Provided material.

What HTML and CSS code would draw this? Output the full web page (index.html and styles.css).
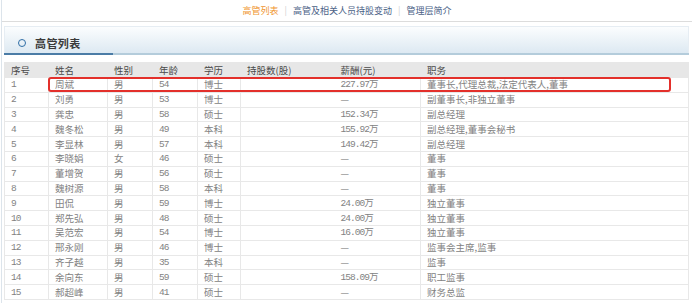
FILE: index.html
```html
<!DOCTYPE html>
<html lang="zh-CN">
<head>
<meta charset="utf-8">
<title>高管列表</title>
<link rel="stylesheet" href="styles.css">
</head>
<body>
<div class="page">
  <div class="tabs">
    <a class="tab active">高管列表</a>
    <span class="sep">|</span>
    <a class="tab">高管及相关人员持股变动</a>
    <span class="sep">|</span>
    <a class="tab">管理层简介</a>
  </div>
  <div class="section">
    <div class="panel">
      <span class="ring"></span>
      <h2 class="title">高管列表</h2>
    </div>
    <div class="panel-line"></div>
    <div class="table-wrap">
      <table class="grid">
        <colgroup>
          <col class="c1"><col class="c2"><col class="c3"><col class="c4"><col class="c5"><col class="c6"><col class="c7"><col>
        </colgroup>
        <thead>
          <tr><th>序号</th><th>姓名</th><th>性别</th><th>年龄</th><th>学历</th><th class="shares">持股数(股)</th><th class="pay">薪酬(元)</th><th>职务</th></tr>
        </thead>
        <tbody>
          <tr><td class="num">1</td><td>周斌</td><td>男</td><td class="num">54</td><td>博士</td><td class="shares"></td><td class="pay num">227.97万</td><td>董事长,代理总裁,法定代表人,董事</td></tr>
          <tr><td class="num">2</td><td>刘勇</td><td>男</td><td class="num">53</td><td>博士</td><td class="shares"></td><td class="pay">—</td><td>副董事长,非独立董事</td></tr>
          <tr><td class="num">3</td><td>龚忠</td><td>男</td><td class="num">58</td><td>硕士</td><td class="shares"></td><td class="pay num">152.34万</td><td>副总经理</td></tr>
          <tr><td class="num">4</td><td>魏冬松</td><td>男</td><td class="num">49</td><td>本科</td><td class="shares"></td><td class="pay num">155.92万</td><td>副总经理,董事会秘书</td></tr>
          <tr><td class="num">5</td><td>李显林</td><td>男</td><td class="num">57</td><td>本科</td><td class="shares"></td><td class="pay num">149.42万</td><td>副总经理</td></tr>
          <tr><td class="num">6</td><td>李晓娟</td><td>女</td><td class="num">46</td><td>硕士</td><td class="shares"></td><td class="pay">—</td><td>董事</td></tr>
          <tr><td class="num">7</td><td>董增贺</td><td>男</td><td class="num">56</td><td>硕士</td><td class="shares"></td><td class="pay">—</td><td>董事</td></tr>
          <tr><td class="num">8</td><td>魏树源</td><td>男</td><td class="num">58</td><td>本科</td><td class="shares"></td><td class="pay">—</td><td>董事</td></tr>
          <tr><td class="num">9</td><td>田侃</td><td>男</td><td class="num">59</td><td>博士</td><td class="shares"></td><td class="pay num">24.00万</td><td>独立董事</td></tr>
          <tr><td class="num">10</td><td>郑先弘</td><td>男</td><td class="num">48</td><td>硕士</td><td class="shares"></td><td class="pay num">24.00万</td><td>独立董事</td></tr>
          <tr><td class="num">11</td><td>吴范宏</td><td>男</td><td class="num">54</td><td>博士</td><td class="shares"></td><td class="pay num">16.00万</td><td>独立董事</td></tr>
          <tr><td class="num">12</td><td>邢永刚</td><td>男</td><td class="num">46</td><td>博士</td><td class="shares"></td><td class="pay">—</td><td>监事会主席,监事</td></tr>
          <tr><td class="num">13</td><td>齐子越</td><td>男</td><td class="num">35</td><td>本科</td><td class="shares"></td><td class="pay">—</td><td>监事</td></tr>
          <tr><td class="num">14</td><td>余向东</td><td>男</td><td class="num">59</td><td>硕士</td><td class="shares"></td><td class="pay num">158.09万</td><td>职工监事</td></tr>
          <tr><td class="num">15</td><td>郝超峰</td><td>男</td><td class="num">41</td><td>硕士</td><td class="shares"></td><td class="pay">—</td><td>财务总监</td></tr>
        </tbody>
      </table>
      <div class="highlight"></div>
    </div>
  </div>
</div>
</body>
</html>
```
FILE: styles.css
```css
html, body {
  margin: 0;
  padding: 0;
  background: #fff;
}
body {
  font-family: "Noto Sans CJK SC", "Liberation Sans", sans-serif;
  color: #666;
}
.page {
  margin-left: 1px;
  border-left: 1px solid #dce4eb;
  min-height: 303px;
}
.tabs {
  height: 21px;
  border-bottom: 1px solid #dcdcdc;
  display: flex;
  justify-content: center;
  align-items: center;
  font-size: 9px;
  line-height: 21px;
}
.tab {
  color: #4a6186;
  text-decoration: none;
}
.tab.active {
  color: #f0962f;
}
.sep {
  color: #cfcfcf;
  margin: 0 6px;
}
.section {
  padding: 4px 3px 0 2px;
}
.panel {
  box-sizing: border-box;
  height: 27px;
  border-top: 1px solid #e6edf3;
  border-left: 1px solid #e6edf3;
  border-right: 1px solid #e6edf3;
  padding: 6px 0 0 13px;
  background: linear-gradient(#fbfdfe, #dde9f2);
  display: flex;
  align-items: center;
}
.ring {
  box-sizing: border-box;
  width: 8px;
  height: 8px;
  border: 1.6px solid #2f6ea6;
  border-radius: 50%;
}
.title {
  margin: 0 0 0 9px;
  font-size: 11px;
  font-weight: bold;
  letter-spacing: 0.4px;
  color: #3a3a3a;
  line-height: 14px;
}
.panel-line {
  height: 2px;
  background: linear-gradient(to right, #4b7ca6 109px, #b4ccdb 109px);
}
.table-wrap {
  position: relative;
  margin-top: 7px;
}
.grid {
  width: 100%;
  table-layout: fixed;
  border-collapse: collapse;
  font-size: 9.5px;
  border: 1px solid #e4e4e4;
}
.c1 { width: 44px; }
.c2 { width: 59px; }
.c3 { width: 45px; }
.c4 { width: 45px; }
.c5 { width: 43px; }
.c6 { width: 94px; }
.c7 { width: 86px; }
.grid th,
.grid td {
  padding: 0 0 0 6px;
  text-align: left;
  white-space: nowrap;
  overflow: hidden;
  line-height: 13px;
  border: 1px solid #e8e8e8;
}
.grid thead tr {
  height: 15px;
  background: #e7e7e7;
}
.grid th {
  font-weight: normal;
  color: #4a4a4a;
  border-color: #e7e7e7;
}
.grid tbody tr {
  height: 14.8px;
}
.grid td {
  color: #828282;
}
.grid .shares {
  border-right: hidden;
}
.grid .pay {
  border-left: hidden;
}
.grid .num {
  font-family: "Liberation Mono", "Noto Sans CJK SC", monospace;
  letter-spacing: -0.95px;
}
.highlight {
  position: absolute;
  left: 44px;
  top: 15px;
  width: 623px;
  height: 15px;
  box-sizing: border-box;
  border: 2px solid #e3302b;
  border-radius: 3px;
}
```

Objective.
Copy the data exactly. Any picture it contains is to be omitted.

Exercise answer.
What HTML and CSS code would draw this? Output the full web page (index.html and styles.css).
FILE: index.html
```html
<!DOCTYPE html>
<html lang="zh-CN">
<head>
<meta charset="utf-8">
<title>高管列表</title>
<link rel="stylesheet" href="styles.css">
</head>
<body>
<div class="page">
  <div class="tabs">
    <a class="tab active">高管列表</a>
    <span class="sep">|</span>
    <a class="tab">高管及相关人员持股变动</a>
    <span class="sep">|</span>
    <a class="tab">管理层简介</a>
  </div>
  <div class="section">
    <div class="panel">
      <span class="ring"></span>
      <h2 class="title">高管列表</h2>
    </div>
    <div class="panel-line"></div>
    <div class="table-wrap">
      <table class="grid">
        <colgroup>
          <col class="c1"><col class="c2"><col class="c3"><col class="c4"><col class="c5"><col class="c6"><col class="c7"><col>
        </colgroup>
        <thead>
          <tr><th>序号</th><th>姓名</th><th>性别</th><th>年龄</th><th>学历</th><th class="shares">持股数(股)</th><th class="pay">薪酬(元)</th><th>职务</th></tr>
        </thead>
        <tbody>
          <tr><td class="num">1</td><td>周斌</td><td>男</td><td class="num">54</td><td>博士</td><td class="shares"></td><td class="pay num">227.97万</td><td>董事长,代理总裁,法定代表人,董事</td></tr>
          <tr><td class="num">2</td><td>刘勇</td><td>男</td><td class="num">53</td><td>博士</td><td class="shares"></td><td class="pay">—</td><td>副董事长,非独立董事</td></tr>
          <tr><td class="num">3</td><td>龚忠</td><td>男</td><td class="num">58</td><td>硕士</td><td class="shares"></td><td class="pay num">152.34万</td><td>副总经理</td></tr>
          <tr><td class="num">4</td><td>魏冬松</td><td>男</td><td class="num">49</td><td>本科</td><td class="shares"></td><td class="pay num">155.92万</td><td>副总经理,董事会秘书</td></tr>
          <tr><td class="num">5</td><td>李显林</td><td>男</td><td class="num">57</td><td>本科</td><td class="shares"></td><td class="pay num">149.42万</td><td>副总经理</td></tr>
          <tr><td class="num">6</td><td>李晓娟</td><td>女</td><td class="num">46</td><td>硕士</td><td class="shares"></td><td class="pay">—</td><td>董事</td></tr>
          <tr><td class="num">7</td><td>董增贺</td><td>男</td><td class="num">56</td><td>硕士</td><td class="shares"></td><td class="pay">—</td><td>董事</td></tr>
          <tr><td class="num">8</td><td>魏树源</td><td>男</td><td class="num">58</td><td>本科</td><td class="shares"></td><td class="pay">—</td><td>董事</td></tr>
          <tr><td class="num">9</td><td>田侃</td><td>男</td><td class="num">59</td><td>博士</td><td class="shares"></td><td class="pay num">24.00万</td><td>独立董事</td></tr>
          <tr><td class="num">10</td><td>郑先弘</td><td>男</td><td class="num">48</td><td>硕士</td><td class="shares"></td><td class="pay num">24.00万</td><td>独立董事</td></tr>
          <tr><td class="num">11</td><td>吴范宏</td><td>男</td><td class="num">54</td><td>博士</td><td class="shares"></td><td class="pay num">16.00万</td><td>独立董事</td></tr>
          <tr><td class="num">12</td><td>邢永刚</td><td>男</td><td class="num">46</td><td>博士</td><td class="shares"></td><td class="pay">—</td><td>监事会主席,监事</td></tr>
          <tr><td class="num">13</td><td>齐子越</td><td>男</td><td class="num">35</td><td>本科</td><td class="shares"></td><td class="pay">—</td><td>监事</td></tr>
          <tr><td class="num">14</td><td>余向东</td><td>男</td><td class="num">59</td><td>硕士</td><td class="shares"></td><td class="pay num">158.09万</td><td>职工监事</td></tr>
          <tr><td class="num">15</td><td>郝超峰</td><td>男</td><td class="num">41</td><td>硕士</td><td class="shares"></td><td class="pay">—</td><td>财务总监</td></tr>
        </tbody>
      </table>
      <div class="highlight"></div>
    </div>
  </div>
</div>
</body>
</html>
```
FILE: styles.css
```css
html, body {
  margin: 0;
  padding: 0;
  background: #fff;
}
body {
  font-family: "Noto Sans CJK SC", "Liberation Sans", sans-serif;
  color: #666;
}
.page {
  margin-left: 1px;
  border-left: 1px solid #dce4eb;
  min-height: 303px;
}
.tabs {
  height: 21px;
  border-bottom: 1px solid #dcdcdc;
  display: flex;
  justify-content: center;
  align-items: center;
  font-size: 9px;
  line-height: 21px;
}
.tab {
  color: #4a6186;
  text-decoration: none;
}
.tab.active {
  color: #f0962f;
}
.sep {
  color: #cfcfcf;
  margin: 0 6px;
}
.section {
  padding: 4px 3px 0 2px;
}
.panel {
  box-sizing: border-box;
  height: 27px;
  border-top: 1px solid #e6edf3;
  border-left: 1px solid #e6edf3;
  border-right: 1px solid #e6edf3;
  padding: 6px 0 0 13px;
  background: linear-gradient(#fbfdfe, #dde9f2);
  display: flex;
  align-items: center;
}
.ring {
  box-sizing: border-box;
  width: 8px;
  height: 8px;
  border: 1.6px solid #2f6ea6;
  border-radius: 50%;
}
.title {
  margin: 0 0 0 9px;
  font-size: 11px;
  font-weight: bold;
  letter-spacing: 0.4px;
  color: #3a3a3a;
  line-height: 14px;
}
.panel-line {
  height: 2px;
  background: linear-gradient(to right, #4b7ca6 109px, #b4ccdb 109px);
}
.table-wrap {
  position: relative;
  margin-top: 7px;
}
.grid {
  width: 100%;
  table-layout: fixed;
  border-collapse: collapse;
  font-size: 9.5px;
  border: 1px solid #e4e4e4;
}
.c1 { width: 44px; }
.c2 { width: 59px; }
.c3 { width: 45px; }
.c4 { width: 45px; }
.c5 { width: 43px; }
.c6 { width: 94px; }
.c7 { width: 86px; }
.grid th,
.grid td {
  padding: 0 0 0 6px;
  text-align: left;
  white-space: nowrap;
  overflow: hidden;
  line-height: 13px;
  border: 1px solid #e8e8e8;
}
.grid thead tr {
  height: 15px;
  background: #e7e7e7;
}
.grid th {
  font-weight: normal;
  color: #4a4a4a;
  border-color: #e7e7e7;
}
.grid tbody tr {
  height: 14.8px;
}
.grid td {
  color: #828282;
}
.grid .shares {
  border-right: hidden;
}
.grid .pay {
  border-left: hidden;
}
.grid .num {
  font-family: "Liberation Mono", "Noto Sans CJK SC", monospace;
  letter-spacing: -0.95px;
}
.highlight {
  position: absolute;
  left: 44px;
  top: 15px;
  width: 623px;
  height: 15px;
  box-sizing: border-box;
  border: 2px solid #e3302b;
  border-radius: 3px;
}
```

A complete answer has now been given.